New Robust Estimators for Handling Multicollinearity and Outliers in the Poisson Model: Methods, Simulation and Applications

Abstract

The Poisson maximum likelihood (PML) is used to estimate the coefficients of the Poisson regression model (PRM). Since the resulting estimators are sensitive to outliers, different studies have provided robust Poisson regression estimators to alleviate this problem. Additionally, the PML estimator is sensitive to multicollinearity. Therefore, several biased Poisson estimators have been provided to cope with this problem, such as the Poisson ridge estimator, Poisson Liu estimator, Poisson Kibria–Lukman estimator, and Poisson modified Kibria–Lukman estimator.
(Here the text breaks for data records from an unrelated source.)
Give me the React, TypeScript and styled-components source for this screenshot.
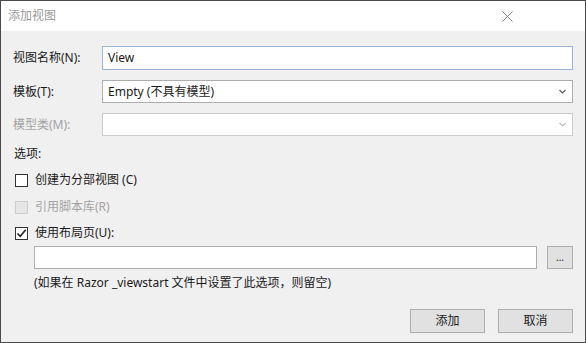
import React from "react";
import styled, { createGlobalStyle } from "styled-components";

const Global = createGlobalStyle`
  html, body { margin: 0; padding: 0; background: #f0f0f0; }
  body { font-family: "Noto Sans", "Noto Sans CJK SC", sans-serif; font-size: 12px; color: #1a1a1a; }
  * { box-sizing: border-box; }
`;

const Window = styled.div`
  width: 586px;
  height: 343px;
  border: 1px solid #4a4a4a;
  background: #f0f0f0;
  display: flex;
  flex-direction: column;
  overflow: hidden;
`;

const TitleBar = styled.div`
  height: 30px;
  background: #fff;
  display: flex;
  align-items: center;
  justify-content: space-between;
  padding: 0 0 0 7px;
`;

const Title = styled.span`
  font-family: "Noto Sans CJK SC", sans-serif;
  font-size: 12px;
  color: #9a9a9a;
  line-height: 16px;
  margin-top: -2px;
`;

const CloseBtn = styled.div`
  width: 46px;
  height: 30px;
  display: flex;
  align-items: center;
  justify-content: center;
  margin-right: 55px;
`;

const Body = styled.div`
  flex: 1;
  display: flex;
  flex-direction: column;
  padding: 15px 12px 0 12px;
`;

const FieldRow = styled.div<{ $mt?: number }>`
  display: grid;
  grid-template-columns: 89px 1fr;
  align-items: center;
  margin-top: ${(p) => p.$mt ?? 0}px;
`;

const Label = styled.label<{ $disabled?: boolean }>`
  line-height: 16px;
  color: ${(p) => (p.$disabled ? "#a3a3a3" : "#1a1a1a")};
`;

const TextInput = styled.div<{ $focus?: boolean }>`
  height: 24px;
  background: #fff;
  border: 1px solid ${(p) => (p.$focus ? "#9ab7da" : "#adadad")};
  display: flex;
  align-items: center;
  padding-left: 5px;
  line-height: 16px;
`;

const Select = styled.div<{ $disabled?: boolean }>`
  height: 23px;
  background: #fff;
  border: 1px solid ${(p) => (p.$disabled ? "#cccccc" : "#adadad")};
  display: flex;
  align-items: center;
  justify-content: space-between;
  padding: 0 6px 0 5px;
  line-height: 16px;
`;

const SectionLabel = styled.div`
  line-height: 16px;
  margin-top: 10px;
  padding-left: 1px;
`;

const CheckRow = styled.div<{ $mt: number; $disabled?: boolean }>`
  display: flex;
  align-items: center;
  gap: 7px;
  margin-top: ${(p) => p.$mt}px;
  padding-left: 2px;
  line-height: 16px;
  color: ${(p) => (p.$disabled ? "#a3a3a3" : "#1a1a1a")};
`;

const Box = styled.span<{ $disabled?: boolean }>`
  width: 13px;
  height: 13px;
  border: 1px solid ${(p) => (p.$disabled ? "#cccccc" : "#333333")};
  background: ${(p) => (p.$disabled ? "#e6e6e6" : "#fff")};
  display: inline-flex;
  align-items: center;
  justify-content: center;
  flex: none;
`;

const Indented = styled.div`
  padding-left: 21px;
  display: flex;
  flex-direction: column;
`;

const PathRow = styled.div`
  display: flex;
  gap: 10px;
  margin-top: 5px;
`;

const PathInput = styled.div`
  flex: 1;
  height: 23px;
  background: #fff;
  border: 1px solid #adadad;
`;

const SmallButton = styled.div`
  width: 26px;
  height: 23px;
  background: #e1e1e1;
  border: 1px solid #adadad;
  display: flex;
  align-items: center;
  justify-content: center;
  font-size: 10px;
  line-height: 10px;
  padding-bottom: 2px;
`;

const Hint = styled.div`
  line-height: 16px;
  margin-top: 6px;
`;

const Footer = styled.div`
  display: flex;
  justify-content: flex-end;
  gap: 13px;
  margin-top: 18px;
`;

const Button = styled.div`
  width: 75px;
  height: 24px;
  background: #e1e1e1;
  border: 1px solid #adadad;
  display: flex;
  align-items: center;
  justify-content: center;
  line-height: 16px;
`;

const Chevron = ({ color }: { color: string }) => (
  <svg width="7" height="5" viewBox="0 0 7 5">
    <path d="M0.5 1 L3.5 4 L6.5 1" fill="none" stroke={color} strokeWidth="1.1" />
  </svg>
);

export default function App() {
  return (
    <>
      <Global />
      <Window>
        <TitleBar>
          <Title>添加视图</Title>
          <CloseBtn>
            <svg width="11" height="11" viewBox="0 0 11 11">
              <path d="M0.5 0.5 L10.5 10.5 M10.5 0.5 L0.5 10.5" stroke="#8a8a8a" strokeWidth="1" />
            </svg>
          </CloseBtn>
        </TitleBar>
        <Body>
          <FieldRow>
            <Label>视图名称(N):</Label>
            <TextInput $focus>View</TextInput>
          </FieldRow>
          <FieldRow $mt={10}>
            <Label>模板(T):</Label>
            <Select>
              <span>Empty (不具有模型)</span>
              <Chevron color="#555" />
            </Select>
          </FieldRow>
          <FieldRow $mt={10}>
            <Label $disabled>模型类(M):</Label>
            <Select $disabled>
              <span />
              <Chevron color="#bbb" />
            </Select>
          </FieldRow>
          <SectionLabel>选项:</SectionLabel>
          <CheckRow $mt={10}>
            <Box />
            <span>创建为分部视图 (C)</span>
          </CheckRow>
          <CheckRow $mt={11} $disabled>
            <Box $disabled />
            <span>引用脚本库(R)</span>
          </CheckRow>
          <CheckRow $mt={10}>
            <Box>
              <svg width="11" height="11" viewBox="0 0 11 11">
                <path d="M1.5 5.5 L4.2 8.3 L9.8 1.8" fill="none" stroke="#222" strokeWidth="1.6" />
              </svg>
            </Box>
            <span>使用布局页(U):</span>
          </CheckRow>
          <Indented>
            <PathRow>
              <PathInput />
              <SmallButton>...</SmallButton>
            </PathRow>
            <Hint>(如果在 Razor _viewstart 文件中设置了此选项，则留空)</Hint>
          </Indented>
          <Footer>
            <Button>添加</Button>
            <Button>取消</Button>
          </Footer>
        </Body>
      </Window>
    </>
  );
}
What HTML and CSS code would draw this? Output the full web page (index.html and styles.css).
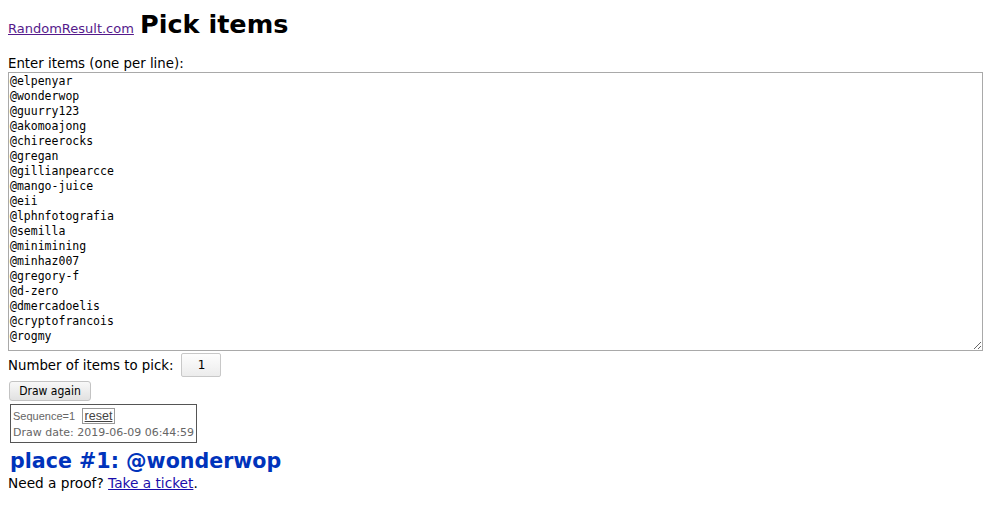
FILE: index.html
```html
<!DOCTYPE html>
<html lang="en">
<head>
    <meta charset="UTF-8">
    <title>Pick items - RandomResult.com</title>
    <link rel="stylesheet" href="styles.css">
</head>
<body>
    <div class="title"><a href="#" class="site">RandomResult.com</a> <h1>Pick items</h1></div>

    <form class="picker">
        <label for="items" class="lbl">Enter items (one per line):</label>
        <textarea id="items" class="items">@elpenyar
@wonderwop
@guurry123
@akomoajong
@chireerocks
@gregan
@gillianpearcce
@mango-juice
@eii
@lphnfotografia
@semilla
@minimining
@minhaz007
@gregory-f
@d-zero
@dmercadoelis
@cryptofrancois
@rogmy</textarea>

        <div class="count-row">
            <span>Number of items to pick:</span>
            <input type="text" class="count" value="1">
        </div>

        <button type="button" class="draw">Draw again</button>
    </form>

    <div class="info">
        <div><span class="seq">Sequence=1</span> <span class="reset">reset</span></div>
        <div>Draw date: 2019-06-09 06:44:59</div>
    </div>

    <h2 class="result">place #1: @wonderwop</h2>
    <p class="proof">Need a proof? <a href="#">Take a ticket</a>.</p>
</body>
</html>
```

FILE: styles.css
```css
body {
    margin: 8px;
    font-family: "DejaVu Sans", Verdana, sans-serif;
    font-size: 13.33px;
    color: #000;
    background: #fff;
}

a {
    color: #1a0dab;
}

.title {
    font-size: 13px;
    line-height: 32px;
    height: 32px;
}

.title h1 {
    display: inline;
    margin: 0 0 0 2px;
    font-size: 25.5px;
    font-weight: bold;
}

.site {
    color: #551a8b;
}

.picker {
    margin: 16px 0 0;
}

.lbl {
    display: block;
    line-height: 16px;
}

.items {
    display: block;
    box-sizing: border-box;
    width: 975px;
    height: 279px;
    margin: 0;
    padding: 1px 1px;
    border: 1px solid #a9a9a9;
    font-family: "DejaVu Sans Mono", monospace;
    font-size: 11.5px;
    line-height: 15px;
    color: #000;
    resize: both;
}

.count-row {
    display: flex;
    align-items: center;
    gap: 8px;
    margin-top: 2px;
}

.count {
    box-sizing: border-box;
    width: 40px;
    height: 24px;
    margin: 0;
    border: 1px solid #c8c8c8;
    border-radius: 2px;
    background: linear-gradient(#fdfdfd, #ececec);
    text-align: center;
    font-family: "DejaVu Sans", sans-serif;
    font-size: 12px;
}

.draw {
    display: block;
    margin: 4px 0 0 1px;
    height: 20px;
    width: 82px;
    padding: 0;
    border: 1px solid #c3c3c3;
    border-radius: 3px;
    background: linear-gradient(#f8f8f8, #e1e1e1);
    font-family: "DejaVu Sans", sans-serif;
    font-stretch: condensed;
    font-size: 12px;
    color: #000;
}

.info {
    display: inline-block;
    margin: 3px 0 0 2px;
    padding: 3px 2px 1px 2px;
    border: 1px solid #555;
    font-size: 11px;
    line-height: 16px;
    color: #666;
}

.seq {
    font-family: "Liberation Sans", Arial, sans-serif;
}

.reset {
    display: inline-block;
    margin-left: 3px;
    padding: 0 2px;
    border: 1px solid #999;
    line-height: 14px;
    font-family: "Liberation Sans", Arial, sans-serif;
    font-size: 12.5px;
    color: #444;
    text-decoration: underline;
}

.result {
    margin: 6px 0 0 2px;
    font-size: 20.6px;
    line-height: 24px;
    color: #0033bb;
}

.proof {
    margin: 0;
    font-size: 13.7px;
    line-height: 20px;
}
```
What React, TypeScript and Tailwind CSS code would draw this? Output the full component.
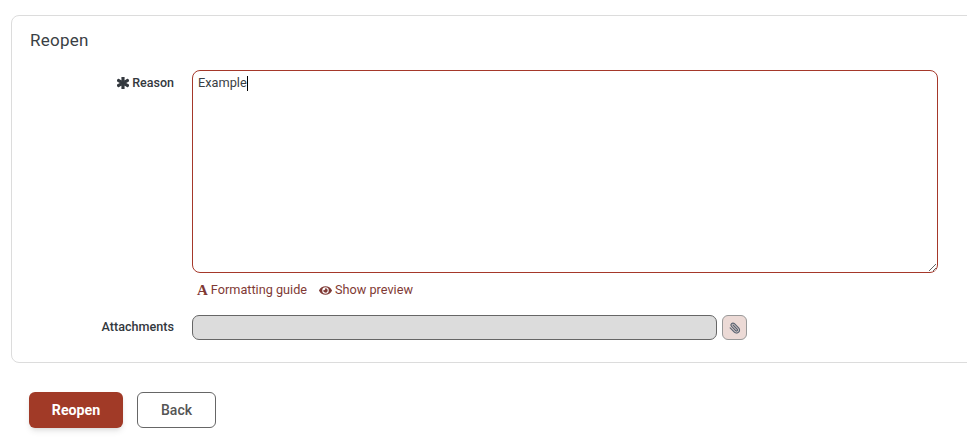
import { FaAsterisk, FaEye } from "react-icons/fa";
import { Paperclip } from "lucide-react";

export default function App() {
  return (
    <div className="h-[448px] w-[967px] overflow-hidden bg-white font-['Roboto',sans-serif] text-[#3a3f45]">
      <div className="pl-[11px] pt-[15px]">
        <div className="h-[348px] w-[980px] rounded-[8px] border border-[#dcdcdc] pl-[18px] pt-[13px]">
          <h2 className="text-[17px] leading-[22px] tracking-[0.25px] text-[#3a3f45]">Reopen</h2>
          <div className="mt-[19px] flex">
            <label className="flex h-[26px] w-[144px] items-center justify-end gap-[3px] text-[12.5px] font-medium text-[#33383e]">
              <FaAsterisk size={12} stroke="currentColor" strokeWidth={50} />
              Reason
            </label>
            <div className="ml-[18px] flex flex-col">
              <div className="h-[203px] w-[746px] resize overflow-auto rounded-[8px] border border-[#a5382a] px-[5px] py-[3px] text-[12.75px] leading-[18px]">
                Example<span className="inline-block h-[15px] w-px bg-black align-middle" />
              </div>
              <div className="mt-[8px] flex items-center pl-[5px] text-[12.7px] leading-[18px] text-[#7f3a35]">
                <span className="font-['Liberation_Serif',serif] text-[15px] font-bold leading-none">A</span>
                <span className="ml-[3px]">Formatting guide</span>
                <FaEye size={13} className="ml-[12px]" />
                <span className="ml-[3px]">Show preview</span>
              </div>
            </div>
          </div>
          <div className="mt-[16px] flex items-center">
            <label className="w-[144px] text-right text-[12.6px] font-medium text-[#33383e]">Attachments</label>
            <div className="ml-[18px] h-[25px] w-[525px] rounded-[7px] border border-[#666] bg-[#dcdcdc]" />
            <button className="ml-[5px] flex h-[25px] w-[25px] items-center justify-center rounded-[6px] border border-[#999] bg-[#ecdad6]">
              <Paperclip size={12} strokeWidth={2.5} className="-scale-x-100 text-[#5a6472]" />
            </button>
          </div>
        </div>
      </div>
      <div className="mt-[29px] flex gap-[14px] pl-[29px]">
        <button className="h-[36px] w-[94px] rounded-[6px] bg-[#a13a27] pt-px text-[14.2px] font-bold text-white shadow-md">Reopen</button>
        <button className="h-[36px] w-[79px] rounded-[6px] border border-[#666] bg-white text-[14px] font-medium text-[#555]">Back</button>
      </div>
    </div>
  );
}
Despite different Poisson biased regression estimators being proposed, there has been no analysis of the robust version of these estimators to deal with the two above-mentioned problems simultaneously, except for the robust Poisson ridge regression estimator, which we have extended by proposing three new robust Poisson one-parameter regression estimators, namely, the robust Poisson Liu (RPL), the robust Poisson Kibria–Lukman (RPKL), and the robust Poisson modified Kibria–Lukman (RPMKL). Theoretical comparisons and Monte Carlo simulations were conducted to show the proposed performance compared with the other estimators. The simulation results indicated that the proposed RPL, RPKL, and RPMKL estimators outperformed the other estimators in different scenarios, in cases where both problems existed. Finally, we analyzed two real datasets to confirm the results.